Well, now, take a moment to just imagine catching up with your school friends or college mates one fine day, over a cup of coffee!
Or again,
Just imagine getting back for a grand alumni get-together, after say, 25 years or 30 years, where you gather together in the same school premises where you had studied!
What would you do?
I guess, you won’t be that interested in discussing a Donald Trump or a Bill Gates with your lovely friends of the good ol’ days, as much as you’d be interested in recollecting those snatches from memory that ‘take your breath away’, ain’t you?
The cute bunkings you did, when you wanted to play cricket or football with your classmates in the playground, or the evening tea time with pals that were filled with myriad delightful, ‘sweet-nothings’ of a conversation, that went on and on and on...
or 😊
during exam time, when you all came together, (like those cricketers in international cricket, making a circle before starting on a game, just to boost the confidence levels of their team mates, or to discuss on ‘specific strategies’ for the game) in one great grand circle, and indulged yourself in the sensational phenomenon called, ‘combined studies’, where even the most playfullest of the lot would sit, as good as could be, not batting an eyelid, in utmost concentration, dedication and devotion to the subject being discussed – a concentration that escaped a hundred lectures given by those towering scholarly professors! 🥰
Well, as Sartre rightly points out,
One does not possess one’s past as one possesses a thing!
However, you can bring it back from memory, through recollections of specific memorable events!
That’s because there’s a magic in recollection!
A charm in recollection!
An inexpressible, indescribable delight in recollection!
As Maya Angelou says,
Life is not measured by the number of breaths we take, but by the moments that take our breath away.
Yes! Those charming moments that ‘took our breath away’ in days past!
That’s hence, to Erll, Astrid Erll,
… memories are small islands in a sea of forgetting.
How beautiful, ain’t it?
And Astrid Erll, adds up to say,
Since forgetting is the rule and remembering the exception,
memory studies seeks to ‘reconstruct’ the ‘intellectual history of forgetting’, and emphasize the social, historical, and ethical significance of forgetting and related aspects, such as amnesia, oblivion, silence, and forgiving.
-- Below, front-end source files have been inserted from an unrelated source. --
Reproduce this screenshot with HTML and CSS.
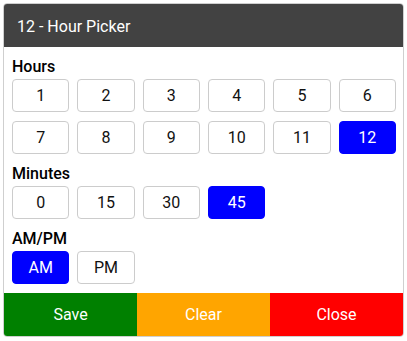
FILE: index.html
```html
<!DOCTYPE html>
<html lang="en">
<head>
    <meta charset="UTF-8">
    <meta name="viewport" content="width=device-width, initial-scale=1.0">
    <title>12 - Hour Picker</title>
    <link rel="stylesheet" href="styles.css">
</head>
<body>
    <div class="picker">
        <header class="pickerHeader">12 - Hour Picker</header>
        <div class="pickerBody">
            <div class="groupLabel">Hours</div>
            <div class="options">
                <button class="opt">1</button>
                <button class="opt">2</button>
                <button class="opt">3</button>
                <button class="opt">4</button>
                <button class="opt">5</button>
                <button class="opt">6</button>
                <button class="opt">7</button>
                <button class="opt">8</button>
                <button class="opt">9</button>
                <button class="opt">10</button>
                <button class="opt">11</button>
                <button class="opt selected">12</button>
            </div>

            <div class="groupLabel">Minutes</div>
            <div class="options">
                <button class="opt">0</button>
                <button class="opt">15</button>
                <button class="opt">30</button>
                <button class="opt selected">45</button>
            </div>

            <div class="groupLabel">AM/PM</div>
            <div class="options">
                <button class="opt selected">AM</button>
                <button class="opt">PM</button>
            </div>
        </div>
        <footer class="pickerFooter">
            <button class="actionBtn saveBtn">Save</button>
            <button class="actionBtn clearBtn">Clear</button>
            <button class="actionBtn closeBtn">Close</button>
        </footer>
    </div>
</body>
</html>
```

FILE: styles.css
```css
body {
    font-family: Roboto, "Liberation Sans", Arial, sans-serif;
    background-color: #fff;
    color: #000;
    margin: 0;
    padding: 3px;
}
.picker {
    width: 401px;
    box-sizing: border-box;
    border: 1px solid #cfcfcf;
    border-radius: 4px;
    overflow: hidden;
    background: #fff;
}
.pickerHeader {
    background-color: #424242;
    color: #fff;
    font-size: 16px;
    line-height: 19px;
    height: 43px;
    box-sizing: border-box;
    padding: 13px 13px 11px;
}
.pickerBody {
    padding: 10px 7px 9px 8px;
}
.groupLabel {
    font-size: 16px;
    line-height: 19px;
    font-weight: 500;
    margin-bottom: 3px;
}
.options + .groupLabel {
    margin-top: 10px;
}
.options {
    display: grid;
    grid-template-columns: repeat(6, 1fr);
    gap: 9px 8px;
}
.opt {
    height: 33px;
    font-family: inherit;
    font-size: 16px;
    color: #111;
    background: #fff;
    border: 1px solid #ccc;
    border-radius: 4px;
    padding: 0;
    cursor: pointer;
}
.opt.selected {
    background: #0000ff;
    border-color: #0000ff;
    color: #fff;
}
.pickerFooter {
    display: flex;
}
.actionBtn {
    flex: 1;
    height: 43px;
    border: none;
    font-family: inherit;
    font-size: 16px;
    color: #fff;
    cursor: pointer;
    padding: 0;
}
.saveBtn {
    background: #008000;
}
.clearBtn {
    background: #ffa500;
}
.closeBtn {
    background: #ff0000;
}
```
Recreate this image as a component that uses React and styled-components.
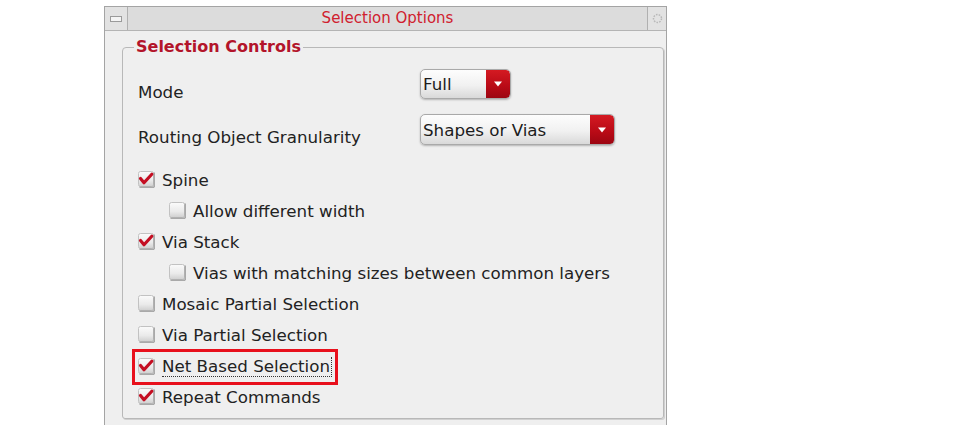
import React from "react";
import styled, { createGlobalStyle } from "styled-components";

const Global = createGlobalStyle`
  html, body { margin: 0; padding: 0; background: #ffffff; }
  body { font-family: "DejaVu Sans", "Liberation Sans", sans-serif; overflow: hidden; }
`;

const Window = styled.div`
  margin: 6px 0 0 104px;
  width: 563px;
  border: 1px solid #a4a4a4;
  border-bottom: none;
  background: #efefef;
  height: 440px;
  box-sizing: border-box;
`;

const TitleBar = styled.div`
  display: grid;
  grid-template-columns: 23px 1fr 19px;
  height: 24px;
  box-sizing: border-box;
  border-bottom: 1px solid #b4b4b4;
  background: #dcdcdc;
`;

const TitleButton = styled.div`
  display: flex;
  align-items: center;
  justify-content: center;
  background: #e2e2e2;
  border-${(p) => p.$side}: 1px solid #b0b0b0;
`;

const Title = styled.div`
  display: flex;
  align-items: center;
  justify-content: center;
  color: #d0202e;
  font-size: 15px;
  padding-bottom: 2px;
`;

const Body = styled.div`
  padding: 7px 2px 0 17px;
`;

const Group = styled.fieldset`
  margin: 0;
  padding: 13px 14px 6px 15px;
  border: 1px solid #b8b8b8;
  border-radius: 4px 4px 3px 3px;
  box-shadow: 1px 1px 0 #d0d0d0;
  min-width: 0;
`;

const Legend = styled.legend`
  margin-left: -4px;
  padding: 0 2px;
  color: #b3142a;
  font-weight: bold;
  font-size: 16px;
  line-height: 18px;
`;

const SelectRow = styled.div`
  display: grid;
  grid-template-columns: 282px auto;
  align-items: start;
  height: ${(p) => p.$h}px;
  margin-top: ${(p) => p.$mt}px;
`;

const Label = styled.span`
  color: #222;
  font-size: 16.7px;
  line-height: 18px;
  padding-top: 14px;
`;

const Dropdown = styled.div`
  display: flex;
  width: ${(p) => p.$w}px;
  height: ${(p) => p.$h}px;
  box-sizing: border-box;
  border: 1px solid #a9a9a9;
  border-radius: 5px;
  overflow: hidden;
  background: linear-gradient(#fdfdfd, #f1f1f1 55%, #d9d9d9);
  box-shadow: 0 1px 2px rgba(0, 0, 0, 0.25);
`;

const DropText = styled.span`
  flex: 1;
  display: flex;
  align-items: center;
  padding-left: 2px;
  font-size: 16.7px;
  color: #1c1c1c;
`;

const DropButton = styled.span`
  width: 24px;
  display: flex;
  align-items: center;
  justify-content: center;
  background: linear-gradient(#d41a22, #b80a16 60%, #9c0612);
  border-radius: 0 4px 4px 0;
`;

const Checks = styled.div`
  display: flex;
  flex-direction: column;
  margin-top: 19px;
`;

const CheckRow = styled.div`
  display: flex;
  align-items: center;
  gap: 7px;
  height: 31px;
  padding-left: ${(p) => (p.$indent ? 31 : 0)}px;
  font-size: 16.7px;
  color: #222;
`;

const Highlight = styled.div`
  display: flex;
  align-items: center;
  gap: 7px;
  margin: 1px 0 -1px -6px;
  padding: 0 3px 0 3px;
  height: 30px;
  border: 3px solid #e8101c;
  width: fit-content;
`;

const FocusText = styled.span`
  border-right: 1px dotted #333;
  border-bottom: 1px dotted #333;
  padding-right: 1px;
  line-height: 19px;
`;

const Box = ({ checked }) => (
  <svg width="17" height="17" viewBox="0 0 17 17" style={{ flex: "none" }}>
    <defs>
      <linearGradient id="cbg" x1="0" y1="0" x2="0" y2="1">
        <stop offset="0" stopColor="#fbfbfb" />
        <stop offset="0.6" stopColor="#eaeaea" />
        <stop offset="1" stopColor="#cfcfcf" />
      </linearGradient>
    </defs>
    <rect x="0.5" y="0.5" width="15" height="15" rx="2" fill="url(#cbg)" stroke="#c2c2c2" />
    <path d="M1.5 16.2 H16.2 V1.5" fill="none" stroke="#8a8a8a" strokeWidth="1" />
    {checked && (
      <path
        d="M2.5 7.5 L6 11.8 L13.8 3.2"
        fill="none"
        stroke="#c40e22"
        strokeWidth="3.2"
        strokeLinecap="round"
        strokeLinejoin="round"
      />
    )}
  </svg>
);

const Arrow = () => (
  <svg width="10" height="6" viewBox="0 0 10 6">
    <path d="M1 0.5 H9 L5 5.5 Z" fill="#fff" />
  </svg>
);

const Select = ({ value, w, h }) => (
  <Dropdown $w={w} $h={h}>
    <DropText>{value}</DropText>
    <DropButton>
      <Arrow />
    </DropButton>
  </Dropdown>
);

const Check = ({ label, checked, indent }) => (
  <CheckRow $indent={indent}>
    <Box checked={checked} />
    <span>{label}</span>
  </CheckRow>
);

export default function App() {
  return (
    <>
      <Global />
      <Window>
        <TitleBar>
          <TitleButton $side="right">
            <svg width="12" height="6" viewBox="0 0 12 6">
              <rect x="0.5" y="0.5" width="11" height="5" fill="#f4f4f4" stroke="#9a9a9a" />
            </svg>
          </TitleButton>
          <Title>Selection Options</Title>
          <TitleButton $side="left">
            <svg width="11" height="11" viewBox="0 0 11 11">
              <circle cx="5.5" cy="5.5" r="4" fill="none" stroke="#b8b8b8" strokeWidth="1.5" strokeDasharray="1.6 1.2" />
            </svg>
          </TitleButton>
        </TitleBar>
        <Body>
          <Group>
            <Legend>Selection Controls</Legend>
            <SelectRow $h={30} $mt={0}>
              <Label>Mode</Label>
              <Select value="Full" w={91} h={30} />
            </SelectRow>
            <SelectRow $h={31} $mt={15}>
              <Label>Routing Object Granularity</Label>
              <Select value="Shapes or Vias" w={195} h={31} />
            </SelectRow>
            <Checks>
              <Check label="Spine" checked />
              <Check label="Allow different width" indent />
              <Check label="Via Stack" checked />
              <Check label="Vias with matching sizes between common layers" indent />
              <Check label="Mosaic Partial Selection" />
              <Check label="Via Partial Selection" />
              <CheckRow>
                <Highlight>
                  <Box checked />
                  <FocusText>Net Based Selection</FocusText>
                </Highlight>
              </CheckRow>
              <Check label="Repeat Commands" checked />
            </Checks>
          </Group>
        </Body>
      </Window>
    </>
  );
}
Now comes the most important part to Erll, that connects with my diary jottings -
Well, moving on to Cultural Memory, she quotes Halbwachs when she says -
Individual memory has to go hand in hand with cultural memory!
Quite fascinating an insight, ain’t it?
When for the first time Halbwachs came up with this hypothesis, his contemporaries and critics alike, were not favourably disposed to accept these validations from their friend!
Interestingly, it was Halbwachs and Warburg who were the first to give the phenomenon of cultural memory a name (‘collective’ and ‘social’ memory, respectively).
A student of Henri Bergson and Emile Durkheim, Halbwachs wrote three texts in which he developed his concept of mémoire collective and which today occupy a central place in the study of cultural memory.
Halbwachs’s theory, which sees even the most personal memory as a - mémoire collective - a collective phenomenon,
provoked significant protest, not least from his colleagues at the University of Strasbourg, Charles Blondel and Marc Bloch.
The latter accused Halbwachs, and the Durkheim School in general, of an unacceptable collectivization of individual psychological phenomena.
Stirred by this criticism, Halbwachs began elaborating his concept of collective memory in a second book.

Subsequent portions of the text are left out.